Check the following for every pilot record:
- Field accuracy
- Relationship integrity
- Notes and activity history
- Attachments
- Custom fields
Build a simple validation checklist and go through it record by record. Mark each one as passed or failed, and document exactly what didn’t work and why. Whatever breaks in the pilot, go back to your mapping document and fix the rule.
Phase 5: The full migration

Now it’s finally time to complete the crm data migration.
First, export everything from your old CRM and store it in a safe, separate location away from your working files as a backup.
Next, lock the old system. Pick a specific date and time, tell the whole team, and from that moment, nobody touches the old CRM.
And now you start importing in the right sequence. Import all the main/parent data first, then the secondary fields linked to the main fields. For example:
- Accounts (companies): Everything else links to these, so they go first
- Contacts: Link to companies, go in second
- Deals and Opportunities: Link to both, go in third
- Activities and Notes: Go in last, once all parent records exist
Closing remarks
If you’re happy about your new CRM and thinking it’s an upgrade, then I hate to break it to you, but it’s not, at least not yet.

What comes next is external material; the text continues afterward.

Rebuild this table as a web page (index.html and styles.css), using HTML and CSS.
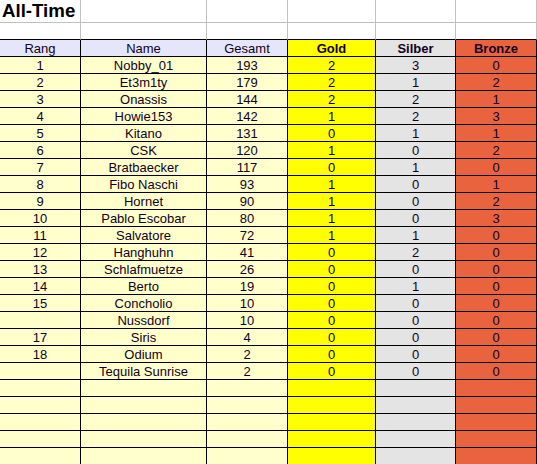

Right now, it’s just an empty system with a prettier interface. What makes it an upgrade is the data inside it: How clean, complete and trustworthy it is.
Every shortcut you take during the migration lives permanently in that data. Every field you don’t map properly, every duplicate you don’t merge, every dead record you carry across. The tool doesn’t fix any of that. Only you do, and the window to do it is the migration itself. So use it wisely.